The turf

British horse racing’s debt to the Middle East

18 December 2021

9:00 AM

18 December 2021

9:00 AM

A joyful Saturday at Ascot recently reminded me that when the old Hurst Park Racecourse (near Hampton Court Palace) closed to become a Wates housing estate, the turf was taken to Ascot to form the basis of the jumping track then being established there. It was living beside Hurst Park — where the seven-furlong start abutted the Thameside Upper Deck swimming pool and jockeys focused on bikini-clad local lovelies sometimes missed the off — that turned me in my boyhood into a racing enthusiast, standing on the saddle of my bike perched against the boundary fence to watch the horses flash by or goggling at Prince Monolulu in his headdress flogging tips outside the front gate.

In those days politicians shared the nation’s punting pleasures: the informal rule in the Conservative whips’ office, a former chief whip told me, was ‘light whipping in Ascot week, no votes on Derby Day and get the House up for the summer recess in time for Glorious Goodwood’. Winston Churchill, who bought his first horse, Colonist II, at the age of 75, had more than 30 over several years in training with Walter Nightingall in Epsom and it was at Hurst Park in May 1951 that the then Queen Elizabeth invited the statesman to lunch before his gutsy grey beat her father’s Above Board in the Winston Churchill Stakes. Racing gave him great pleasure in his later years, though when told that an injury at Goodwood necessitated Colonist’s retirement to stud, Churchill was initially reluctant: ‘To stud? And have it said that the Prime Minister of England is living on the immoral earnings of a horse?’

Sadly no MPs today own horses. Few Parliamentarians would know a two-year-old sprinter from a Cheltenham Gold Cup winner and the constant churning of ministers through the Department for Digital, Culture, Media and Sport ensures that there is no one in government whose oversight of the sport lasts long enough to give them the slightest grasp of racing’s problems, like the urgent need for Levy reform. Nor, with the media seemingly in one of its periodic fits of anti-gambling virtue-signalling, is there any sign of the political will and adaptability to safeguard the jobs of the 200,000 dependent on the £4 billion racing industry.

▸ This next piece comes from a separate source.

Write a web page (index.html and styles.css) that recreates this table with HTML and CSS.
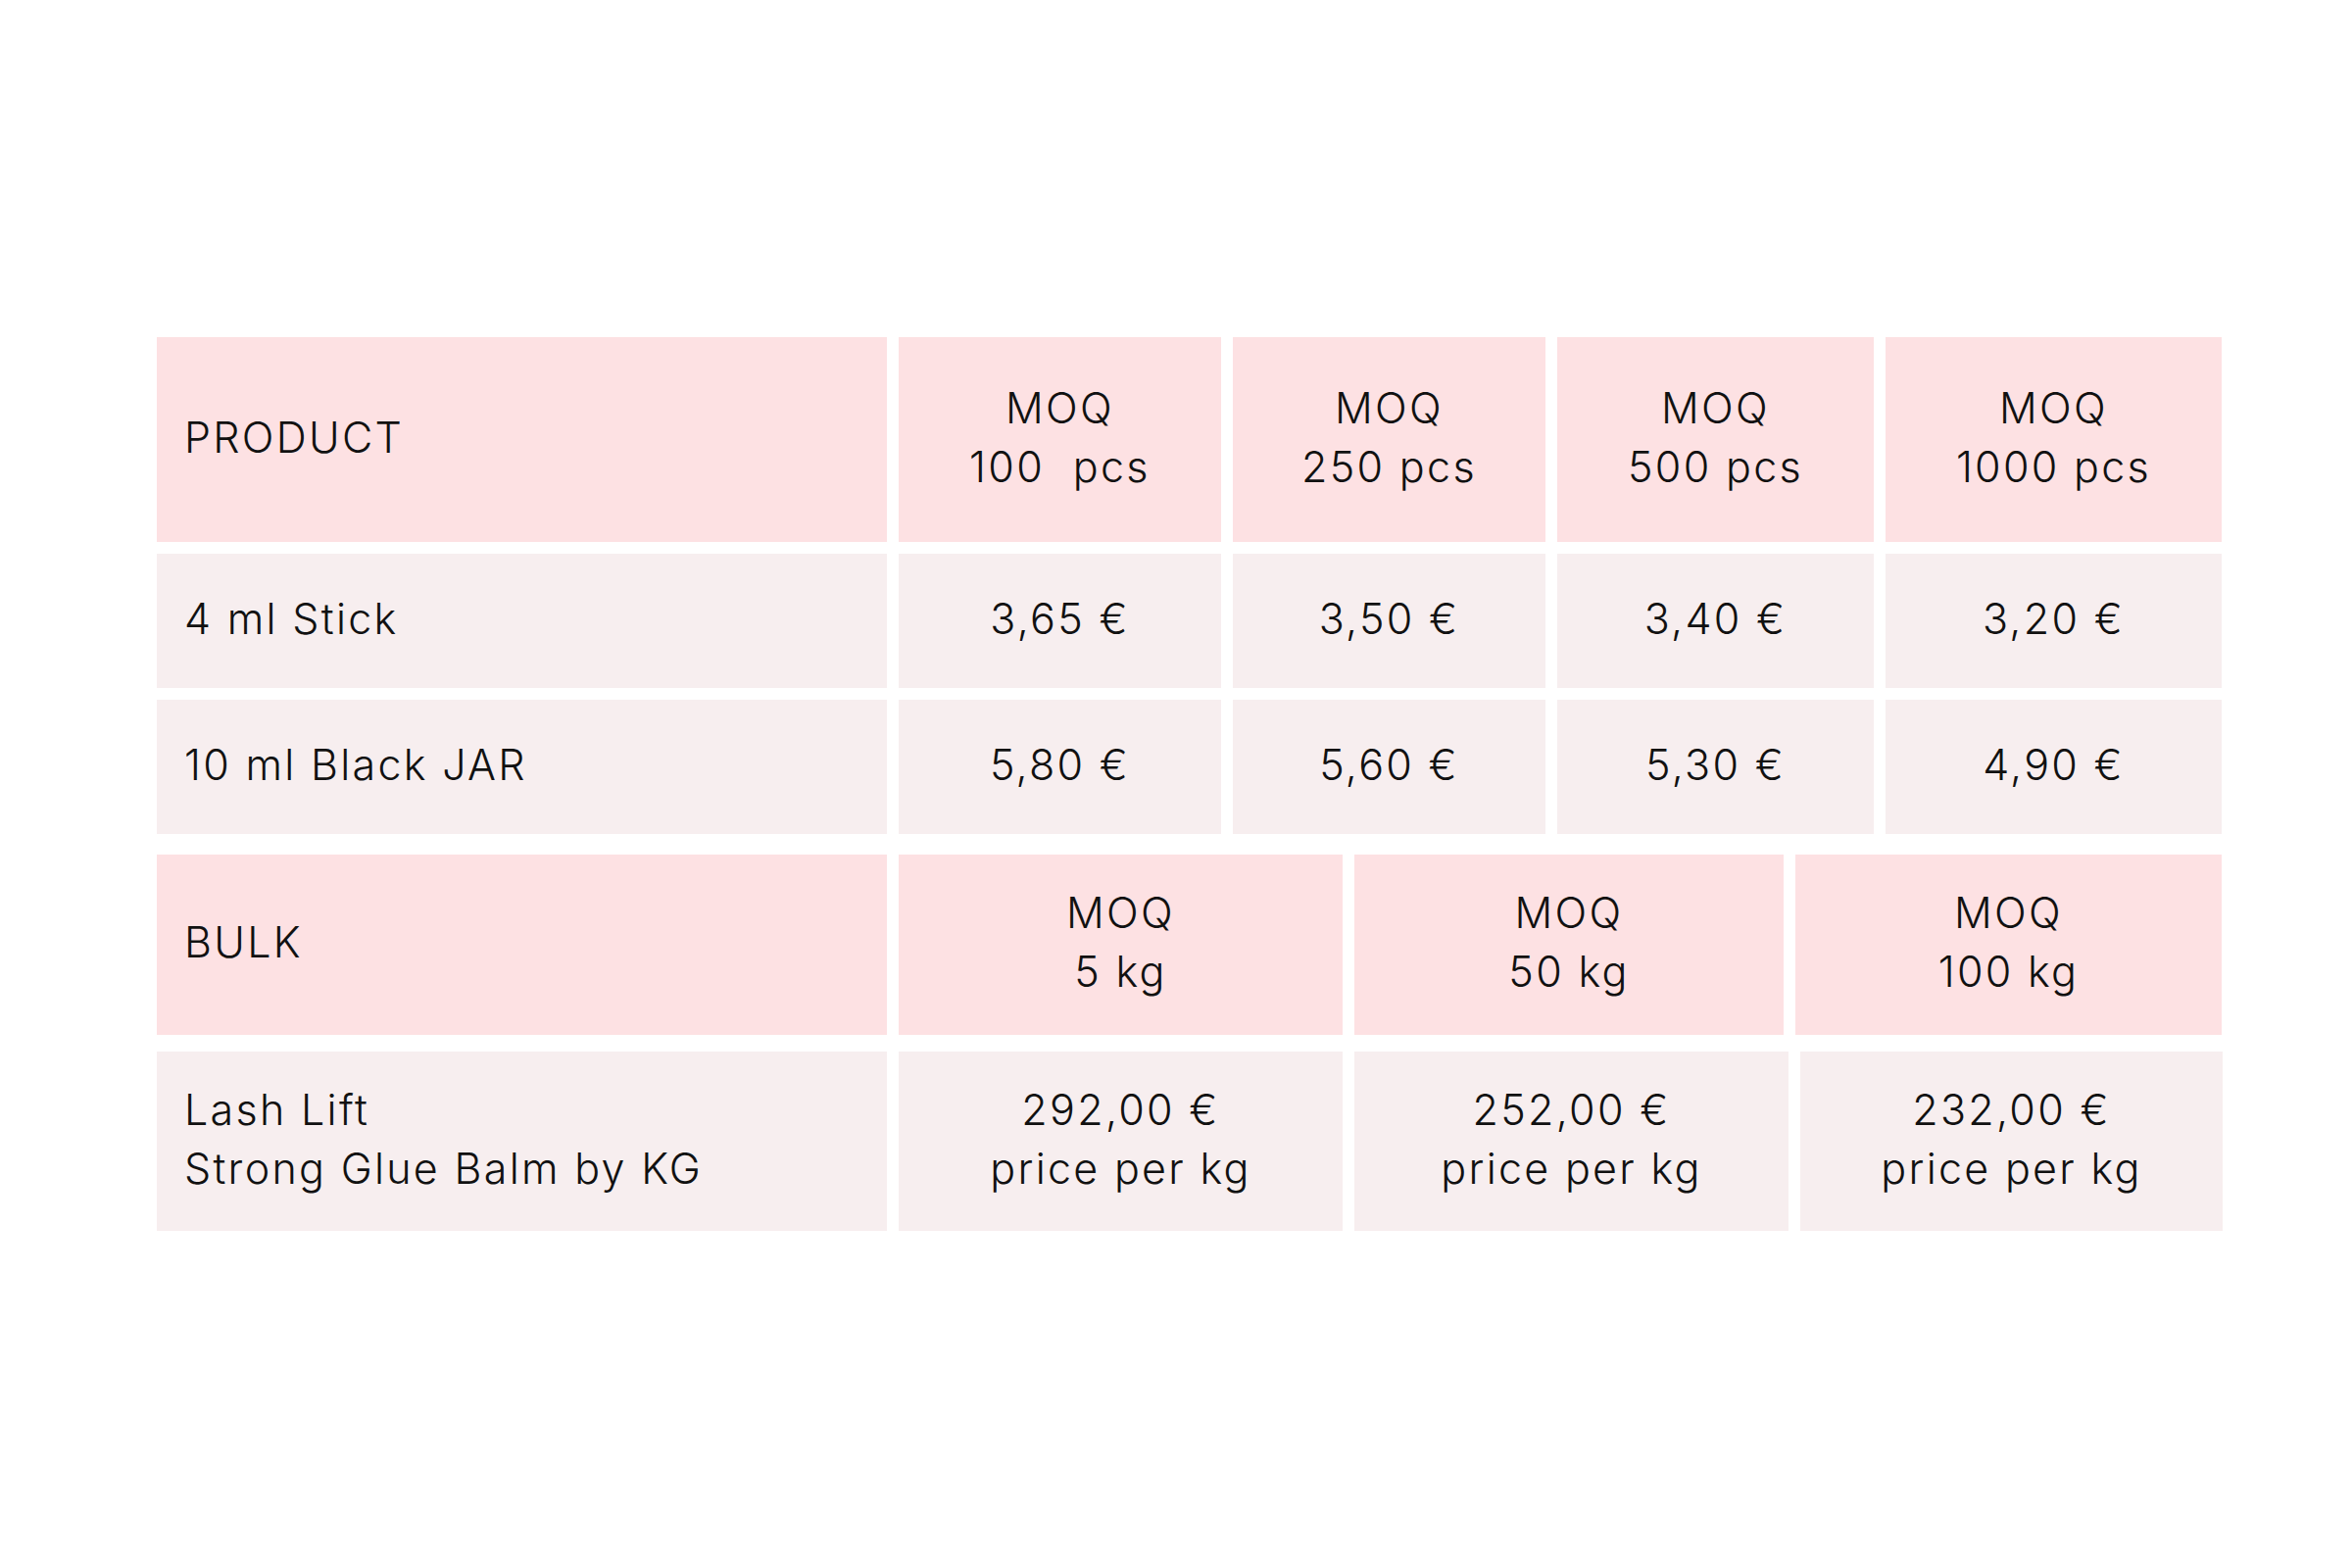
FILE: index.html
```html
<!DOCTYPE html>
<html lang="en">
<head>
<meta charset="utf-8">
<title>Price table</title>
<link rel="stylesheet" href="styles.css">
</head>
<body>
<div class="page">
  <div class="table">
    <div class="section section-pcs">
      <div class="row grid-pcs head">
        <div class="cell label">PRODUCT</div>
        <div class="cell">MOQ<br>100&nbsp; pcs</div>
        <div class="cell">MOQ<br>250 pcs</div>
        <div class="cell">MOQ<br>500 pcs</div>
        <div class="cell">MOQ<br>1000 pcs</div>
      </div>
      <div class="row grid-pcs body">
        <div class="cell label">4 ml Stick</div>
        <div class="cell">3,65 €</div>
        <div class="cell">3,50 €</div>
        <div class="cell">3,40 €</div>
        <div class="cell">3,20 €</div>
      </div>
      <div class="row grid-pcs body">
        <div class="cell label">10 ml Black JAR</div>
        <div class="cell">5,80 €</div>
        <div class="cell">5,60 €</div>
        <div class="cell">5,30 €</div>
        <div class="cell">4,90 €</div>
      </div>
    </div>
    <div class="section section-bulk">
      <div class="row grid-bulk-head head">
        <div class="cell label">BULK</div>
        <div class="cell">MOQ<br>5 kg</div>
        <div class="cell">MOQ<br>50 kg</div>
        <div class="cell">MOQ<br>100 kg</div>
      </div>
      <div class="row grid-bulk-body body tall">
        <div class="cell label">Lash Lift<br>Strong Glue Balm by KG</div>
        <div class="cell">292,00 €<br>price per kg</div>
        <div class="cell">252,00 €<br>price per kg</div>
        <div class="cell">232,00 €<br>price per kg</div>
      </div>
    </div>
  </div>
</div>
</body>
</html>
```

FILE: styles.css
```css
html, body {
  margin: 0;
  padding: 0;
  background: #ffffff;
}

.page {
  width: 2400px;
  height: 1600px;
  padding: 344px 0 0 160px;
  box-sizing: border-box;
}

.table {
  width: 2108px;
  display: flex;
  flex-direction: column;
  gap: 21px;
  font-family: "Inter", "Liberation Sans", sans-serif;
  font-weight: 300;
  font-size: 43px;
  line-height: 60px;
  letter-spacing: 2.3px;
  color: #111111;
}

.section {
  display: flex;
  flex-direction: column;
}

.section-pcs {
  gap: 12px;
}

.section-bulk {
  gap: 17px;
}

.row {
  display: grid;
  column-gap: 12px;
}

.grid-pcs {
  grid-template-columns: 745px 329px 319px 323px 343px;
}

.grid-bulk-head {
  grid-template-columns: 745px 453px 438px 435px;
}

.grid-bulk-body {
  grid-template-columns: 745px 453px 443px 431px;
}

.section-pcs .head {
  height: 209px;
}

.section-pcs .body {
  height: 137px;
}

.section-bulk .head {
  height: 184px;
}

.section-bulk .body {
  height: 183px;
}

.cell {
  display: flex;
  align-items: center;
  justify-content: center;
  text-align: center;
  padding-bottom: 6px;
  box-sizing: border-box;
}

.label {
  justify-content: flex-start;
  text-align: left;
  padding-left: 28px;
}

.head .cell {
  background: #fde1e3;
}

.body .cell {
  background: #f7eeef;
}
```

The truth is that British racing has a prize money crisis combined with a structure incapable of correcting it. We will never be Australia or Hong Kong; that pass was sold long ago. It has a staffing crisis exacerbated by Brexit and it has serious questions to face about what happens to the bulk of racehorses once their racecourse days have gone. Field sizes are declining and without the Middle East owners who make such a crucial contribution we could be lost. Already the deaths of the much-missed Hamdan Al Maktoum and Khalid Abdullah have seen cutbacks in their family operations. Just suppose that Sheikh Mohammed, rightly under pressure on human-rights questions close to home, should decide that he wants no more of the British racing scene and the UK media glare: it could bring seismic change. As trainer Mark Johnston points out: ‘For every £1 in prize money the Maktoums win they put £4 into running their horses. That’s not a benefit to them, it’s a benefit to us.’

British jump racing, as the 23-5 drubbing at the Cheltenham Festival showed, is finding it impossible to compete successfully with the Irish who not only have a bunch of brilliant trainers but big-money owners who are acquiring the best horses and who profit more by racing them in the Irish system. They have the competition at home to know what quality they have got: too many of the best English horses are not being honed the same way in competition with their peers. All praise, then, to Paul Nicholls for sending Frodon over into enemy territory to win a crucial Grade One battle early in the season.

But it doesn’t have to be all gloom. There are things to look back on with pleasure from 2021, first and foremost the return of crowds to the racecourse. There was the emergence of William Haggas’s unbeaten star Baaeed, who could yet be a superstar. There was a genuinely thrilling and exhausting battle for the Flat jockeys’ championship between Oisin Murphy and William Buick. Leading the Godolphin operation, the self-effacing and ever-available Charlie Appleby sent out Adayar to become the first horse since Galileo to win the Derby and the King George VI and Queen Elizabeth Stakes, while his Hurricane Lane took the Irish Derby and the St Leger: nobody more deserves the champion trainers’ title.

Jane Chapple-Hyam with Saffron Beach, Ed Walker with Starman, Alan King with Trueshan and the William Muir/Chris Grassick duo with Pyledriver deservedly joined the Group One Club and we all enjoyed the success of trainer William Jarvis and agent to the stars Emma Banks with the not-always-lucky filly Lady Bowthorpe. On Champions’ Day Lady Bowthorpe could finish only third but Emma Banks earned the quote of the year award for her comment: ‘I’m the only person here without an oil well.’